The newly built National Security Cutter Bertholf is on track for acceptance by the Coast Guard in late April or early May and is to undergo routine final testing for certification of its electronics systems soon afterward, federal officials said March 11.
In a telephone news conference, Coast Guard Rear Adm. Gary Blore, assistant commandant for acquisition, and Rear Adm. Ronald Rabago, program executive officer, defended progress on the Bertholf against recent allegations that have appeared on several Web sites and in a newspaper report.
The ship is part of the service’s $24 billion Deepwater asset modernization program built by contractor Integrated Coast Guard Systems, which is a partnership of Lockheed Martin and Northrop Grumman.
The recent criticisms have focused on alleged problems and delays related to the Bertholf’s command, control, communications, computers, intelligence, surveillance and reconnaissance suite, or C4ISR. The electronics suite includes hardware and software for navigation and wireless transmission of classified and unclassified data, among other missions. Some of the claims relate to the Bertholf’s radios that allegedly leak classified information. Other claims relate to delays allegedly arising from those information technology problems.
Blore and Rabago said that although the Bertholf was preliminarily scheduled for acceptance at the end of February, the date was pushed back to late April or early May due primarily to problems with launch-and-recovery apparatus and safety equipment, not the C4ISR systems. Furthermore, cost projections for the Bertholf already anticipated acceptance in late April, they said.
In addition, Blore and Rabago disputed claims that there were delays related to the C4ISR systems. They said it is routine for the Coast Guard to accept delivery of a ship and then take several weeks or months to test for and correct, C4ISR-related problems before granting the ship certification for full mission capability.
In recent months, the Coast Guard has been doing preliminary testing on the Bertholf’s C4ISR suite, and the contractors have fixed 80 percent of the problems discovered to date, Rabago said. Final certification of the C4ISR suite is expected within weeks or months after the ship is accepted in late April or early May, Blore and Rabago said.
A Coast Guard news journal article published Feb. 25 acknowledged some risk of delays in the final certification of the C4SIR suite because of unspecified challenges related to information assurance.
But Blore said March 11 that the C4ISR certification is unlikely to cause further delays. “We do not anticipate that being an issue.” The Coast Guard is working closely with contractor Lockheed Martin to ensure that any remaining concerns about the C4ISR suite are quickly addressed, he added.
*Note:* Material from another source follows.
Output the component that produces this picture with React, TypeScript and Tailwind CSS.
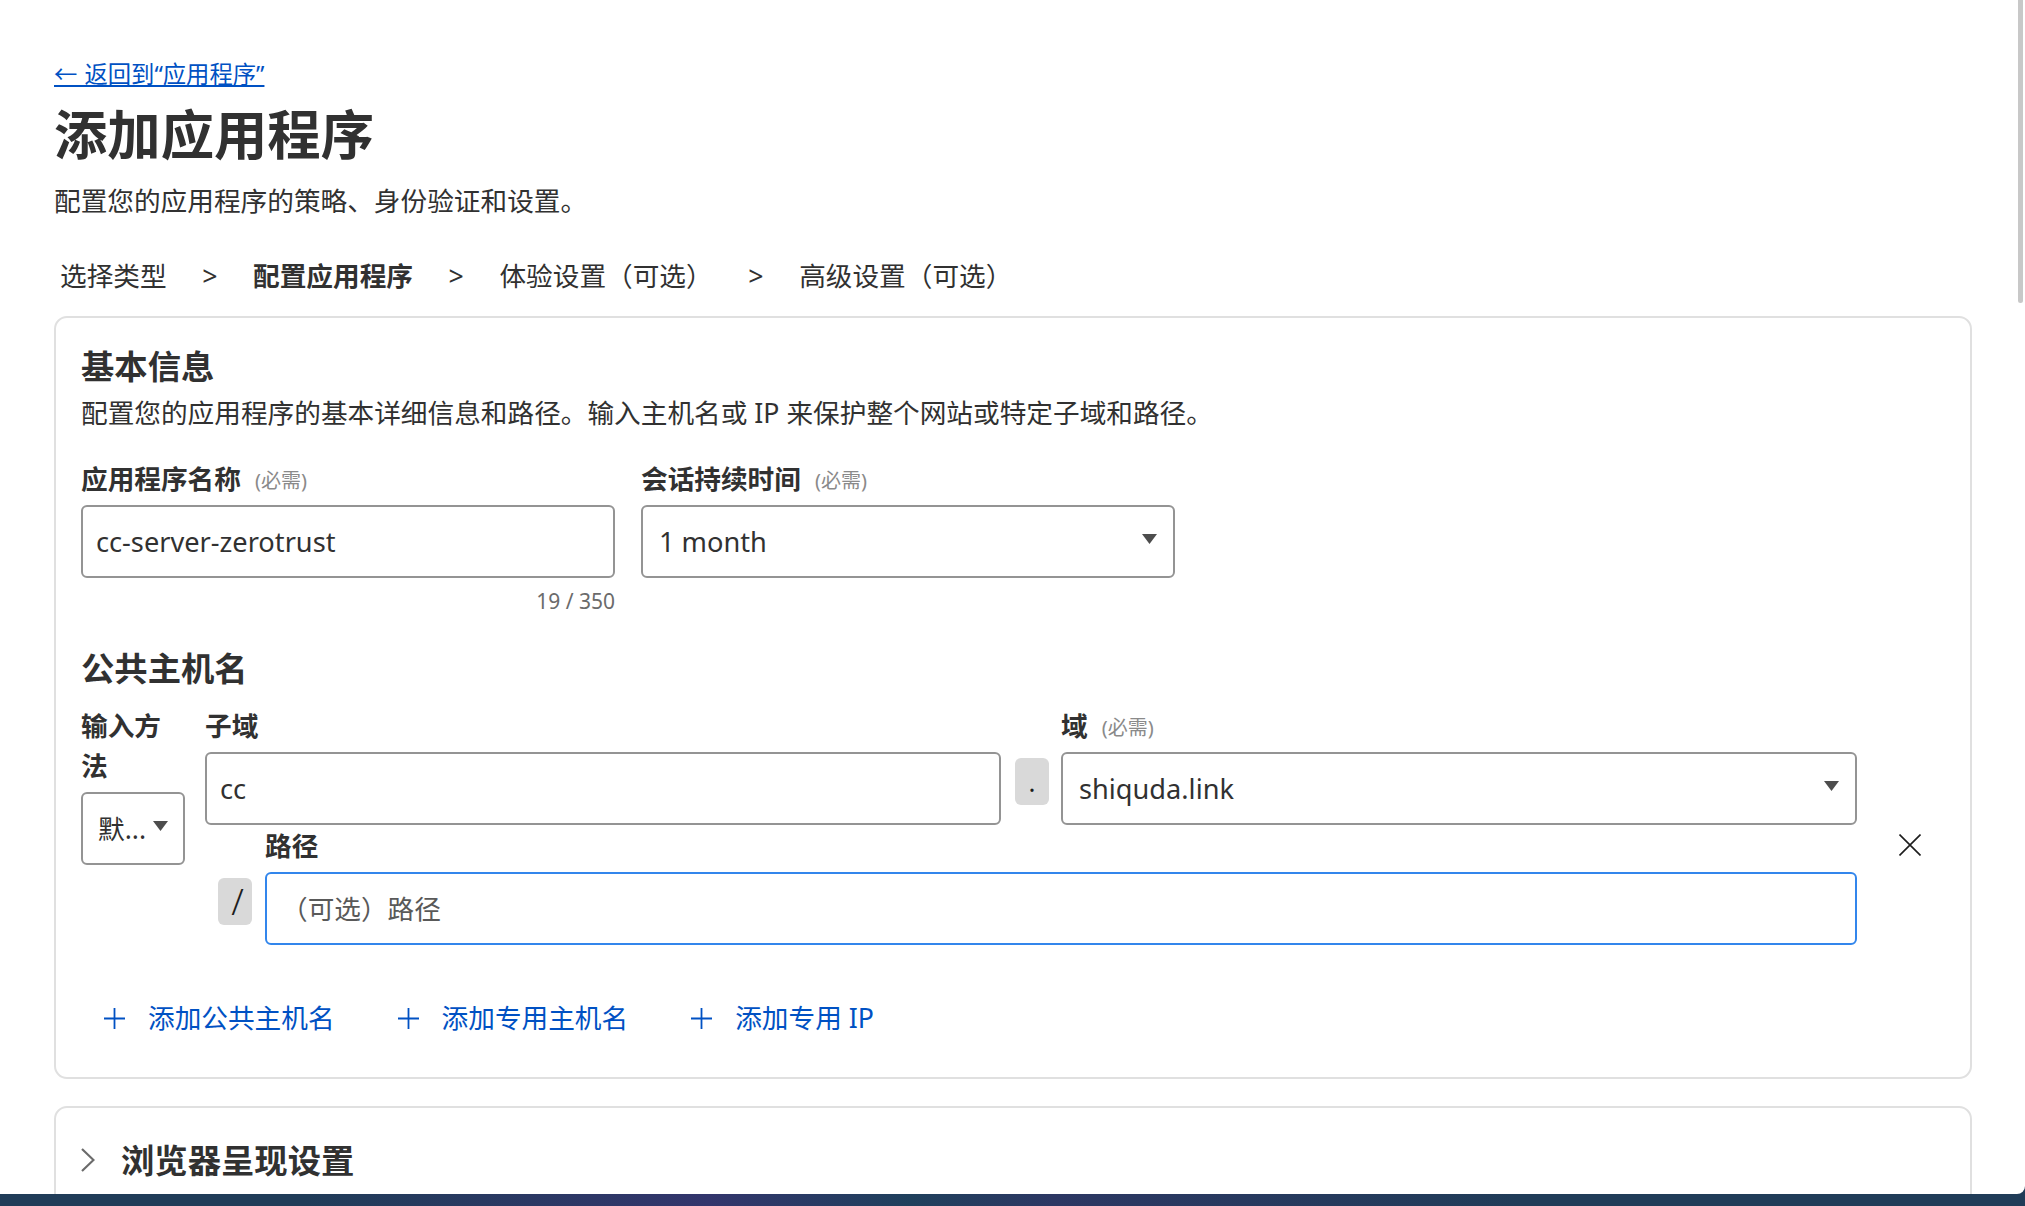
import React from 'react';

const Required = () => <span className="relative -top-[1px] ml-[14px] text-[20px] font-normal text-[#8a8a8a]">(必需)</span>;

const Caret = () => (
  <svg width="15" height="10" viewBox="0 0 15 10" className="shrink-0">
    <path d="M0 0h15L7.5 10z" fill="#4d4d4d" />
  </svg>
);

const Box: React.FC<{ children?: React.ReactNode; className?: string }> = ({ children, className = 'border-[#949494]' }) => (
  <div className={`flex h-[73px] items-center rounded-[6px] border-2 bg-white text-[#313131] ${className}`}>
    {children}
  </div>
);

const Select: React.FC<{ value: string; className?: string }> = ({ value, className = '' }) => (
  <Box className={`justify-between border-[#949494] pl-[16px] pr-[16px] ${className}`}>
    <span className="text-[27.2px]">{value}</span>
    <span className="-mt-[5px]"><Caret /></span>
  </Box>
);

const Chip: React.FC<{ children: React.ReactNode; className?: string }> = ({ children, className = '' }) => (
  <div className={`flex h-[47px] w-[34px] shrink-0 items-center justify-center rounded-[6px] bg-[#d9d9d9] text-[#1d1d1d] ${className}`}>
    {children}
  </div>
);

const AddLink: React.FC<{ label: string }> = ({ label }) => (
  <button className="flex items-center gap-[23px] pl-[23px] pr-[22px] text-[#0051c3]">
    <svg width="21" height="21" viewBox="0 0 21 21" stroke="#0051c3" strokeWidth="1.8">
      <path d="M10.5 0v21M0 10.5h21" />
    </svg>
    <span>{label}</span>
  </button>
);

export default function App() {
  return (
    <div className="flex h-screen flex-col overflow-hidden bg-[#203c58] font-['Noto_Sans','Noto_Sans_CJK_SC',sans-serif] text-[26.67px] leading-[40px] text-[#313131]">
      <main className="relative min-h-0 flex-1 overflow-hidden rounded-br-[8px] bg-white pl-[54px] pr-[53px] pt-[58px]">
        {/* scrollbar thumb */}
        <div className="absolute right-[2px] top-0 h-[303px] w-[5px] rounded-b-[3px] bg-[#c8c8c8]" />

        <a href="#" className="block text-[23.33px] leading-[32px] text-[#0051c3] underline [word-spacing:1px]">← 返回到“应用程序”</a>
        <h1 className="mt-[13px] text-[53.33px] font-bold leading-[64px]">添加应用程序</h1>
        <p className="mt-[14px]">配置您的应用程序的策略、身份验证和设置。</p>

        <div className="mt-[35px] flex gap-[35.6px] pl-[6px]">
          <span>选择类型</span>
          <span>&gt;</span>
          <span className="font-bold">配置应用程序</span>
          <span>&gt;</span>
          <span>体验设置（可选）</span>
          <span>&gt;</span>
          <span>高级设置（可选）</span>
        </div>

        <section className="mt-[20px] rounded-[13px] border-2 border-[#e0e0e0] pb-[39px] pl-[25px] pr-[26px] pt-[26px]">
          <h2 className="text-[33.33px] font-bold leading-[44px]">基本信息</h2>
          <p className="mt-[5px]">配置您的应用程序的基本详细信息和路径。输入主机名或 IP 来保护整个网站或特定子域和路径。</p>

          <div className="mt-[28px] flex gap-[26px]">
            <div className="w-[534px]">
              <label className="block h-[36px] font-bold leading-[35px]">应用程序名称<Required /></label>
              <div className="mt-[8px]"><Box className="border-[#949494] px-[13px]"><span className="text-[27.2px]">cc-server-zerotrust</span></Box></div>
              <div className="mt-[9px] text-right text-[21px] leading-[28px] text-[#6b6b6b]">19 / 350</div>
            </div>
            <div className="w-[534px]">
              <label className="block h-[36px] font-bold leading-[35px]">会话持续时间<Required /></label>
              <div className="mt-[8px]"><Select value="1 month" /></div>
            </div>
          </div>

          <h2 className="mt-[31px] text-[33.33px] font-bold leading-[44px]">公共主机名</h2>

          <div className="flex">
            <div className="mt-[17px] w-[104px] shrink-0">
              <label className="-mt-[1px] block font-bold">输入方法</label>
              <div className="mt-[6px]">
                <Box className="justify-between border-[#949494] pl-[15px] pr-[15px]">
                  <span>默...</span>
                  <span className="-mt-[5px]"><Caret /></span>
                </Box>
              </div>
            </div>

            <div className="ml-[20px] mt-[17px] w-[1652px] shrink-0">
              <div className="flex items-start">
                <div className="w-[796px]">
                  <label className="block h-[40px] font-bold leading-[38px]">子域</label>
                  <div className="mt-[5px]"><Box className="border-[#949494] px-[13px]"><span className="text-[27.2px]">cc</span></Box></div>
                </div>
                <div className="ml-[14px] mt-[51px]"><Chip className="text-[26px]">.</Chip></div>
                <div className="ml-[12px] w-[796px]">
                  <label className="block h-[40px] font-bold leading-[37px]">域<Required /></label>
                  <div className="mt-[5px]"><Select value="shiquda.link" /></div>
                </div>
              </div>
              <div className="flex items-start pl-[13px]">
                <div className="mt-[53px]"><Chip className="pl-[5px] text-[36px] font-light">/</Chip></div>
                <div className="ml-[13px] flex-1">
                  <label className="mt-[3px] block h-[36px] font-bold leading-[36px]">路径</label>
                  <div className="mt-[8px]"><Box className="border-[#3286ec] px-[14px]"><span className="text-[#595959]">（可选）路径</span></Box></div>
                </div>
              </div>
            </div>

            <button className="ml-[42px] mt-[144px] h-[22px] w-[22px] shrink-0">
              <svg width="22" height="22" viewBox="0 0 22 22" stroke="#1d1d1d" strokeWidth="1.6">
                <path d="M0.5 0.5l21 21M21.5 0.5l-21 21" />
              </svg>
            </button>
          </div>

          <div className="mt-[53px] flex gap-[18px]">
            <AddLink label="添加公共主机名" />
            <AddLink label="添加专用主机名" />
            <AddLink label="添加专用 IP" />
          </div>
        </section>

        <section className="mt-[27px] rounded-[13px] border-2 border-[#e0e0e0] px-[25px] pb-[40px] pt-[30px]">
          <div className="flex items-center gap-[26px]">
            <svg width="14" height="24" viewBox="0 0 14 24" fill="none" stroke="#6b6b6b" strokeWidth="2.2">
              <path d="M1 1l11.5 11L1 23" />
            </svg>
            <h2 className="text-[33.33px] font-bold leading-[44px]">浏览器呈现设置</h2>
          </div>
        </section>
      </main>
      <div className="h-[12px] shrink-0 bg-[linear-gradient(90deg,#203c58_0%,#203c58_15%,#32356c_35%,#1f405c_45%,#2c3763_52%,#203c58_75%,#203c58_100%)]" />
    </div>
  );
}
The allegations about electronics systems are the latest in a series of difficulties for the Deepwater procurement program, which began in 2002.
A year ago, the Coast Guard revoked its previous acceptance of eight Deepwater 123-foot patrol boats because of structural problems with the boats. The Coast Guard asked for a $96 million refund from Lockheed Martin and Northrop Grumman.
The Coast Guard also took over the role of lead systems integrator for future projects under the contract but allowed Lockheed Martin and Northrop Grumman to continue work on Deepwater components that were far along.
The allegations about faulty C4ISR systems also surfaced last year in relation to the 123-foot patrol boats and have been discussed in congressional hearings. There have been claims that the Bertholf’s and the patrol boats’ C4ISR problems stem from the same root causes in poor design and improper approvals.
However, Blore and Rabago denied any similarities and said the C4SIR electronics systems on the Bertholf are different from those on the patrol boats. The Bertholf’s systems are of a different design and more complex, Blore said.